Ce témoignage est un rafraîchissement des évènements évoqués dans ce récit. Cet état des lieux - révèle celui que je suis devenu par le désir à me sortir d’une addiction à l’alcool. C’est banal et c’est l’histoire de beaucoup d’entre nous.
Ce que je voudrais faire passer comme message, en toute humilité, c’est que les aléas de la vie permettent à chacun, dans des conditions parfois extrêmes, de retrouver le bon chemin quand ils se sont fourvoyés. Sixième enfant d’une fratrie de treize, quittant l’école à 14 ans, je me suis ancré dans la vie d’adulte après le passage obligatoire du service militaire.
De toutes ces périodes, le seul élément qui me rattache à la prise d’alcool n’est pas de l’identifier à la fratrie ou encore aux parents, mais bien au seul fait que jeune j’ai aimé un produit dont je n’ai pas accepté de devoir me méfier.
Dans la vie que j’ai voulu bâtir, j’ai eu à piloter un bateau, celui de ma famille. S’y trouvaient ma femme, mes enfants, mon devenir. Et ce dernier n’était pas beau du tout, mais ça, je ne le savais pas encore. Donc, dans la vie commune, j’étais chef de famille, toujours devant. Les aléas de la vie – maladie – décès familiaux – accident du travail – retrait du permis de conduire pour alcoolémie excessive, ont conduit à la prise de conscience du « Tout alcool » à « Il faut que j’arrête !»
Durant la période de 20 à 44 ans, j’ai vécu avec des proches qui étaient, en réalité, bien loin de moi, mais de mon propre fait bien sûr, ou si vous voulez de mes propres méfaits, conséquence du « trop d’alcool ». Là j’étais en retrait !
Puis, il y eut cet accident matériel, seul en cause, et paradoxalement l’unique dans ma vie de conducteur, dont banalement l’origine fut « l’alcool ». Et les gendarmes de me le rappeler, établissant la procédure qui allait faire que je me remette en question, le fameux déclic, que je me mette en marche pour laisser derrière moi mon hibernation alcoolique.
J’ai enfin ouvert les yeux. Je l’ai acceptée, cette maladie destructrice, dont j’ignorais l’existence sous ce nom. À partir de ce moment, informé, j’ai décidé de ne plus la subir, mais bien d’entreprendre.
L’accident du travail évoqué plus haut, bien que m’ayant diminué physiquement, m’a, après m’être reconnu dépendant à l’alcool, servi de tremplin pour rebondir. Je suis allé à l’essentiel. Ayant accepté que mes copains d’alors ne fussent pas ceux sur lesquels il me fallait compter pour démarrer une autre vie, je l’ai orientée différemment.

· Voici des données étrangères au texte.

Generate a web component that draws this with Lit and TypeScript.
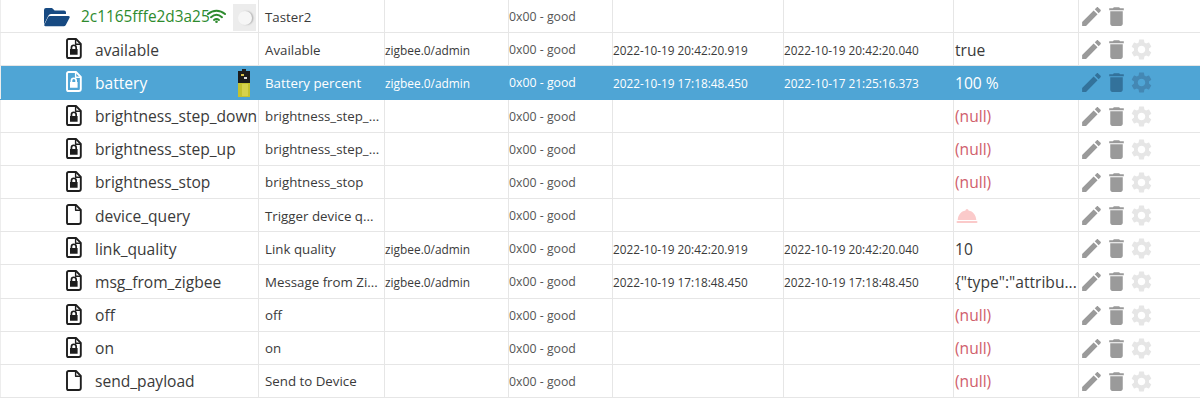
import { LitElement, html, css, svg } from "lit";
import { customElement } from "lit/decorators.js";

const PENCIL = "M20.71,7.04C21.1,6.65 21.1,6 20.71,5.63L18.37,3.29C18,2.9 17.35,2.9 16.96,3.29L15.12,5.12L18.87,8.87M3,17.25V21H6.75L17.81,9.93L14.06,6.18L3,17.25Z";
const TRASH = "M6 19c0 1.1.9 2 2 2h8c1.1 0 2-.9 2-2V7H6v12zM19 4h-3.5l-1-1h-5l-1 1H5v2h14V4z";
const GEAR = "M19.14,12.94c0.04-0.3,0.06-0.61,0.06-0.94c0-0.32-0.02-0.64-0.07-0.94l2.03-1.58c0.18-0.14,0.23-0.41,0.12-0.61l-1.92-3.32c-0.12-0.22-0.37-0.29-0.59-0.22l-2.39,0.96c-0.5-0.38-1.03-0.7-1.62-0.94L14.4,2.81c-0.04-0.24-0.24-0.41-0.48-0.41h-3.84c-0.24,0-0.43,0.17-0.47,0.41L9.25,5.35C8.66,5.59,8.12,5.92,7.63,6.29L5.24,5.33c-0.22-0.08-0.47,0-0.59,0.22L2.74,8.87C2.62,9.08,2.66,9.34,2.86,9.48l2.03,1.58C4.84,11.36,4.8,11.69,4.8,12s0.02,0.64,0.07,0.94l-2.03,1.58c-0.18,0.14-0.23,0.41-0.12,0.61l1.92,3.32c0.12,0.22,0.37,0.29,0.59,0.22l2.39-0.96c0.5,0.38,1.03,0.7,1.62,0.94l0.36,2.54c0.05,0.24,0.24,0.41,0.48,0.41h3.84c0.24,0,0.44-0.17,0.47-0.41l0.36-2.54c0.59-0.24,1.13-0.56,1.62-0.94l2.39,0.96c0.22,0.08,0.47,0,0.59-0.22l1.92-3.32c0.12-0.22,0.07-0.47-0.12-0.61L19.14,12.94z M12,15.6c-1.98,0-3.6-1.62-3.6-3.6s1.62-3.6,3.6-3.6s3.6,1.62,3.6,3.6S13.98,15.6,12,15.6z";

interface Row {
  name: string;
  desc: string;
  admin?: boolean;
  ts?: string;
  lc?: string;
  val?: string;
  kind?: "null" | "bell";
  locked?: boolean;
  sel?: boolean;
  battery?: boolean;
}

const D1 = "2022-10-19 20:42:20.919";
const D2 = "2022-10-19 20:42:20.040";
const D3 = "2022-10-19 17:18:48.450";

const rows: Row[] = [
  { name: "available", desc: "Available", admin: true, ts: D1, lc: D2, val: "true", locked: true },
  { name: "battery", desc: "Battery percent", admin: true, ts: D3, lc: "2022-10-17 21:25:16.373", val: "100 %", locked: true, sel: true, battery: true },
  { name: "brightness_step_down", desc: "brightness_step_...", kind: "null", locked: true },
  { name: "brightness_step_up", desc: "brightness_step_...", kind: "null", locked: true },
  { name: "brightness_stop", desc: "brightness_stop", kind: "null", locked: true },
  { name: "device_query", desc: "Trigger device q...", kind: "bell" },
  { name: "link_quality", desc: "Link quality", admin: true, ts: D1, lc: D2, val: "10", locked: true },
  { name: "msg_from_zigbee", desc: "Message from Zi...", admin: true, ts: D3, lc: D3, val: '{"type":"attribu...', locked: true },
  { name: "off", desc: "off", kind: "null", locked: true },
  { name: "on", desc: "on", kind: "null", locked: true },
  { name: "send_payload", desc: "Send to Device", kind: "null" },
];

const icon = (d: string, cls: string) => html`<svg class=${cls} viewBox="0 0 24 24"><path d=${d}></path></svg>`;

const fileIcon = (locked?: boolean) => html`<svg class="file" viewBox="0 0 16 21">
  <path class="outline" d="M2.6 1H10l4.8 4.8V18a2 2 0 0 1-2 2H2.6a1.6 1.6 0 0 1-1.6-1.6V2.6A1.6 1.6 0 0 1 2.6 1Z"></path>
  <path class="outline thin" d="M9.6 1.2V6.2h5"></path>
  ${locked
    ? svg`<path class="lock" d="M4.6 11V9.6a3.2 3.2 0 0 1 6.4 0V11h.6v5.8H4V11Zm1.7 0h3V9.6a1.5 1.5 0 0 0-3 0Z"></path>`
    : ""}
</svg>`;

@customElement("app-root")
export class AppRoot extends LitElement {
  static styles = css`
    :host { display: block; width: 1200px; height: 400px; overflow: hidden; background: #fff; font-family: "Open Sans", "Noto Sans", sans-serif; color: #3a3a3a; }
    .row { display: grid; grid-template-columns: 259px 126px 124px 104px 171px 170px 125px 121px; height: 33.18px; box-sizing: border-box; border-bottom: 1px solid #e6e6e6; }
    .row.sel { background: #4fa5d5; color: #fff; border-bottom-color: #4fa5d5; }
    .cell { display: flex; align-items: center; min-width: 0; box-sizing: border-box; border-right: 1px solid #e6e6e6; white-space: nowrap; overflow: hidden; padding-top: 1px; position: relative; }
    .row.sel .cell { border-right-color: #4fa5d5; }
    .c-name { padding-left: 65px; font-size: 15.6px; gap: 13px; overflow: visible; border-left: 1px solid #ededed; }
    .c-folder { padding-left: 42px; gap: 11px; color: #2e8b2e; font-size: 15.4px; border-left: 1px solid #ededed; }
    .c-admin { padding-left: 0; font-size: 11.9px; }
    .c-q { padding-left: 0; font-size: 12.3px; color: #555; }
    .sel .c-q { color: #fff; }
    .c-date { font-size: 11.8px; padding-left: 0; }
    .c-val { font-size: 15.6px; padding-left: 1px; }
    .c-desc { font-size: 13.3px; padding-left: 6px; }
    .null { color: #d0606c; }
    .file { width: 16px; height: 21px; flex: none; margin-top: -2px; }
    .outline { fill: none; stroke: #1e1e1e; stroke-width: 1.9; stroke-linejoin: round; }
    .outline.thin { stroke-width: 1.4; }
    .lock { fill: #1e1e1e; fill-rule: evenodd; }
    .sel .outline { stroke: #fff; }
    .sel .lock { fill: #fff; }
    .folder { width: 27px; height: 20px; flex: none; fill: #174a82; }
    .wifi { position: absolute; left: 206px; top: 9px; width: 19px; height: 14px; fill: none; stroke: #2e8b2e; stroke-width: 2; stroke-linecap: round; }
    .wifi circle { fill: #2e8b2e; stroke: none; }
    .thumb { position: absolute; left: 232px; top: 4px; width: 23px; height: 27px; background: #ececec; display: flex; align-items: center; justify-content: center; }
    .thumb i { display: block; width: 14px; height: 14px; border-radius: 50%; background: #f6f6f6; box-shadow: 1.5px 0 1.5px #b8b8b8; }
    .battery { position: absolute; left: 236px; top: 3px; width: 14px; height: 29px; }
    .actions { padding-left: 0; border-right: none; }
    .act { width: 25px; height: 25px; flex: none; fill: #9a9a9a; }
    .act.gear { fill: #e6e6e6; }
    .sel .act { fill: #33729b; }
    .sel .act.gear { fill: #4488b4; }
    .bell { width: 22px; height: 16px; fill: #fbcaca; margin-left: 1px; }
  `;

  private actions(gear = true) {
    return html`<div class="cell actions">
      ${icon(PENCIL, "act")}${icon(TRASH, "act")}${gear ? icon(GEAR, "act gear") : ""}
    </div>`;
  }

  render() {
    return html`
      <div class="row">
        <div class="cell c-folder">
          <svg class="folder" viewBox="0 0 27 20"><path d="M1 3a2 2 0 0 1 2-2h6l2.600 2.600h9.400a2 2 0 0 1 2 2V7H8a3 3 0 0 0-2.700 1.700L1 17.500Z"></path><path d="M7 9h18.500c1 0 1.500.8 1.100 1.700L22.800 18a2.400 2.400 0 0 1-2.100 1.200H2.500c-1 0-1.500-.8-1.100-1.700L5 10.200A2.400 2.400 0 0 1 7 9Z"></path></svg>
          <span>2c1165fffe2d3a25</span>
          <svg class="wifi" viewBox="0 0 19 14"><path d="M1 5c5-4.500 12-4.500 17 0"></path><path d="M4 8.200c3.400-3 7.600-3 11 0"></path><path d="M7 11c1.500-1.200 3.500-1.200 5 0"></path><circle cx="9.500" cy="12.700" r="1.300"></circle></svg>
          <div class="thumb"><i></i></div>
        </div>
        <div class="cell c-desc">Taster2</div>
        <div class="cell c-admin"></div>
        <div class="cell c-q">0x00 - good</div>
        <div class="cell c-date"></div>
        <div class="cell c-date"></div>
        <div class="cell c-val"></div>
        ${this.actions(false)}
      </div>
      ${rows.map(
        (r) => html`<div class="row ${r.sel ? "sel" : ""}">
          <div class="cell c-name">
            ${fileIcon(r.locked)}<span>${r.name}</span>
            ${r.battery
              ? html`<svg class="battery" viewBox="0 0 14 29"><rect x="5" y="0" width="4" height="2" fill="#222"></rect><rect x="1" y="2" width="12" height="26" fill="#1c1c1c"></rect><rect x="1" y="14" width="12" height="14" fill="#c4c22e"></rect><rect x="5" y="15" width="6" height="12" fill="#d6d24c"></rect><rect x="4" y="5" width="3" height="2" fill="#d8c04a"></rect><rect x="7" y="8" width="3" height="2" fill="#ddd"></rect></svg>`
              : ""}
          </div>
          <div class="cell c-desc">${r.desc}</div>
          <div class="cell c-admin">${r.admin ? "zigbee.0/admin" : ""}</div>
          <div class="cell c-q">0x00 - good</div>
          <div class="cell c-date">${r.ts ?? ""}</div>
          <div class="cell c-date">${r.lc ?? ""}</div>
          <div class="cell c-val">
            ${r.kind === "null"
              ? html`<span class="null">(null)</span>`
              : r.kind === "bell"
                ? html`<svg class="bell" viewBox="0 0 22 16"><path d="M11 1a1.500 1.500 0 0 1 1.500 1.500C17 3.300 20 7 20.300 12H1.700C2 7 5 3.300 9.500 2.500A1.500 1.500 0 0 1 11 1Z"></path><rect x="0.500" y="13" width="21" height="2" rx="1"></rect></svg>`
                : html`<span>${r.val}</span>`}
          </div>
          ${this.actions()}
        </div>`
      )}
    `;
  }
}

La postcure au CHÂTEAU WALK (67), la rencontre avec la Croix Bleue puis la mise à la retraite anticipée, du fait de mon incapacité liée à l’accident causé par un tiers sous l'emprise de l'alcool, m’ont permis de reprendre le fil du fleuve, celui qui s’ouvre à l’épanouissement personnel.
À 44 ans, j’ai résolument tourné une page, la page écrite de trop de noirceur, pour ouvrir un livre, celui de la vie. La rencontre avec la Croix Bleue a précisé la remise en question, a permis d’aborder l’interrogation d’alors : « je fais quoi de mon temps disponible ? ».
La réponse se trouve là facilitée par la rencontre d’anciens buveurs, de solidaires. La solidarité du groupe, l’appui familial, m’ont apporté la sérénité que je n’avais plus connue depuis fort longtemps. Puis est venue l’heure de se placer au service de l’autre avec pour tout bagage la volonté d’y arriver en me maintenant dans l’abstinence. Les rencontres, les week-ends, la formation, l’émulation, la motivation, la disponibilité sont autant d’éléments positifs dans la relation à l’autre aujourd’hui.
Je me suis donc placé à la barre. Depuis lors, je ne suis plus conduit par les évènements. J’ai résolument entrepris de faire face et de donner un sens à ma vie. Certes, la vie associative me prend du temps, mais c’est que j’ai à en disposer. J’ose dire aujourd’hui que cette activité bénévole a permis de remplir ma vie.
Ce fleuve de la vie ne véhicule plus l’élément noir et nauséabond que j’avais contribué à épaissir. Cette sève nutritive s’est éclaircie au fil du temps, au fil des rencontres. Aujourd’hui, si elle est limpide, j’en remercie celles et ceux qui ont contribué à me maintenir à flot. Entre vivre et vivoter, j’ai choisi.
Et depuis ce Noël 1989, pensionnaire du château Walk et permissionnaire pour cet évènement, je vis mon engagement tant vis-à-vis de moi-même qu’au bénéfice des autres, de tous les autres.
Roland Mansuy, Metz, 4 décembre 2022.